The women of Tom Wolfe's The Bonfire of the Vanities came in two flavours: the Social X-rays and the Lemon Tarts. Nobody could imagine these cold-hearted clothes-horses sitting by the bed of a sick child, unless to administer poison. To their dinner parties, Wolfe wrote, "nobody ever invited Mother". Five years later, Condé Nast rather spoiled Wolfe's epigram by appointing as editor of British Vogue a woman who was neither cold, nor a clothes-horse. Alexandra Shulman was some years from becoming a mother, but it was easy in 1992 to imagine her as one.
Life dealt Alex Shulman a good hand. Her parents were Fleet Street aristocracy: the distinguished theatre critic Milton Shulman, and Drusilla Beyfus, an effervescent magazine editor who explained the rules of society to the supposedly classless 1970s in Lady Behave. Alexandra grew up knowing both how magazines function, but also how to write a correctly addressed thank-you letter to a Marchioness. It looks, from here, as though her career was set.
But there were two Shulman sisters, and few sisters can avoid secretly comparing themselves with the other. Nicola, the younger, was supremely elegant, gained a first from Oxford, and supplemented her student income by working as a top-class fashion model before becoming a Marchioness. Alexandra was ordinarily pretty, went to the less prestigious University of Sussex, wept when she was awarded a humble 2:2, longed to work in the music business but was sacked from her first two jobs, eventually finding a lowly post as a secretary on a downmarket teen magazine.

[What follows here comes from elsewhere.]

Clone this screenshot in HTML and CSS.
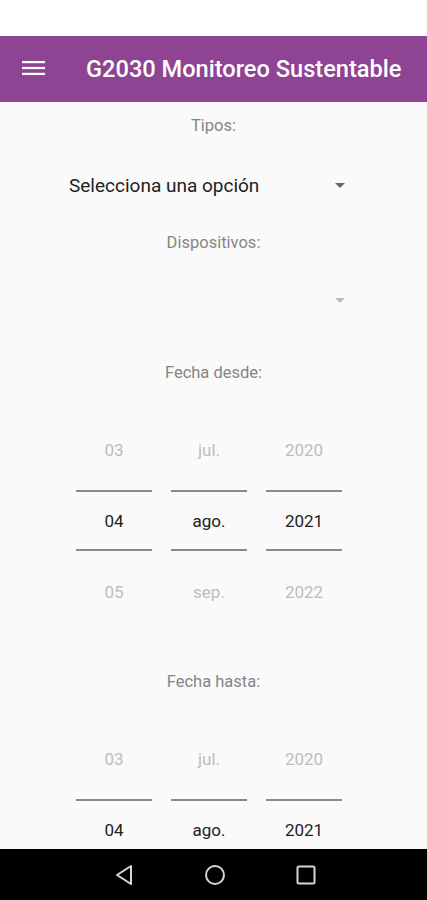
FILE: index.html
```html
<!DOCTYPE html>
<html lang="es">
<head>
  <meta charset="UTF-8">
  <meta name="viewport" content="width=device-width, initial-scale=1.0">
  <title>G2030 Monitoreo Sustentable</title>
  <link rel="stylesheet" href="styles.css">
</head>
<body>
  <div class="status-bar"></div>

  <header class="app-bar">
    <button class="menu-btn" aria-label="Menú">
      <svg width="23" height="14" viewBox="0 0 23 14">
        <rect x="0" y="0" width="23" height="2.2" fill="#fff"/>
        <rect x="0" y="5.9" width="23" height="2.2" fill="#fff"/>
        <rect x="0" y="11.8" width="23" height="2.2" fill="#fff"/>
      </svg>
    </button>
    <h1>G2030 Monitoreo Sustentable</h1>
  </header>

  <main class="content">
    <p class="field-label label-tipos">Tipos:</p>
    <div class="select">
      <span class="select-value">Selecciona una opción</span>
      <span class="select-arrow"></span>
    </div>

    <p class="field-label">Dispositivos:</p>
    <div class="select disabled">
      <span class="select-value"></span>
      <span class="select-arrow"></span>
    </div>

    <p class="field-label label-fecha">Fecha desde:</p>
    <div class="date-picker">
      <div class="wheel">
        <div class="wheel-item">03</div>
        <div class="wheel-item selected"><span>04</span></div>
        <div class="wheel-item">05</div>
      </div>
      <div class="wheel">
        <div class="wheel-item">jul.</div>
        <div class="wheel-item selected"><span>ago.</span></div>
        <div class="wheel-item">sep.</div>
      </div>
      <div class="wheel">
        <div class="wheel-item">2020</div>
        <div class="wheel-item selected"><span>2021</span></div>
        <div class="wheel-item">2022</div>
      </div>
    </div>

    <p class="field-label label-hasta">Fecha hasta:</p>
    <div class="date-picker">
      <div class="wheel">
        <div class="wheel-item">03</div>
        <div class="wheel-item selected"><span>04</span></div>
      </div>
      <div class="wheel">
        <div class="wheel-item">jul.</div>
        <div class="wheel-item selected"><span>ago.</span></div>
      </div>
      <div class="wheel">
        <div class="wheel-item">2020</div>
        <div class="wheel-item selected"><span>2021</span></div>
      </div>
    </div>
  </main>

  <nav class="nav-bar">
    <svg width="20" height="22" viewBox="0 0 20 22">
      <path d="M17 2 L3 11 L17 20 Z" fill="none" stroke="#d6d6d6" stroke-width="2" stroke-linejoin="round"/>
    </svg>
    <svg width="22" height="22" viewBox="0 0 22 22">
      <circle cx="11" cy="11" r="9" fill="none" stroke="#d6d6d6" stroke-width="2"/>
    </svg>
    <svg width="20" height="20" viewBox="0 0 20 20">
      <rect x="1.5" y="1.5" width="17" height="17" rx="1.5" fill="none" stroke="#d6d6d6" stroke-width="2"/>
    </svg>
  </nav>
</body>
</html>
```

FILE: styles.css
```css
body {
  margin: 0;
  padding: 0;
  height: 900px;
  display: flex;
  flex-direction: column;
  font-family: Roboto, "Noto Sans", Arial, sans-serif;
  background: #fafafa;
  overflow: hidden;
}

.status-bar {
  height: 36px;
  background: #fff;
  flex-shrink: 0;
}

.app-bar {
  height: 66px;
  flex-shrink: 0;
  display: flex;
  align-items: center;
  background: #8e4492;
  color: #fff;
}

.menu-btn {
  display: flex;
  align-items: center;
  background: none;
  border: none;
  padding: 0;
  margin: 0 0 2px 22px;
  cursor: pointer;
}

.app-bar h1 {
  margin: 0 0 0 41px;
  font-size: 23.6px;
  font-weight: 500;
  white-space: nowrap;
}

.content {
  flex: 1;
  overflow: hidden;
  display: flex;
  flex-direction: column;
}

.content > * {
  flex-shrink: 0;
}

.field-label {
  margin: 0;
  height: 20px;
  line-height: 20px;
  text-align: center;
  font-size: 16.5px;
  color: #858585;
}

.label-tipos {
  margin-top: 14px;
}

.select {
  height: 48px;
  margin: 25px 0 24px;
  padding: 0 82px 0 69px;
  display: flex;
  align-items: center;
  justify-content: space-between;
}

.select.disabled {
  margin: 23px 0 0;
}

.select-value {
  font-size: 19px;
  color: #222;
}

.select-arrow {
  width: 0;
  height: 0;
  border-left: 5px solid transparent;
  border-right: 5px solid transparent;
  border-top: 5px solid #666;
}

.select.disabled .select-arrow {
  border-top-color: #bcbcbc;
}

.label-fecha {
  margin-top: 39px;
}

.label-hasta {
  margin-top: 45px;
}

.date-picker {
  margin-top: 31px;
  padding-right: 9px;
  display: flex;
  justify-content: center;
  gap: 19px;
}

.wheel {
  width: 76px;
  display: flex;
  flex-direction: column;
}

.wheel-item {
  height: 71px;
  display: flex;
  align-items: center;
  justify-content: center;
  font-size: 17px;
  color: #bdbdbd;
}

.wheel-item.selected span {
  box-sizing: border-box;
  width: 100%;
  height: 61px;
  display: flex;
  align-items: center;
  justify-content: center;
  border-top: 2px solid #8a8a8a;
  border-bottom: 2px solid #8a8a8a;
  color: #222;
}

.nav-bar {
  height: 51px;
  flex-shrink: 0;
  background: #000;
  display: flex;
  align-items: center;
  justify-content: center;
  gap: 70px;
  padding-left: 2px;
}
```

Alexandra could have gone through her life feeling overshadowed, frumpy and bitter. But instead, resembling the heroine of a typical chick-lit novel —fresh-faced and upper-middle-class, her inner beauty shining through to entrance the dashing hero — she snared a prize as good as any handsome Earl: the editorship of British Vogue. And through 20 years, masterminding a growing circulation against all odds, she has consistently defined British fashion's trademark essentials: young at heart, quirky, yet grounded in reality and fun.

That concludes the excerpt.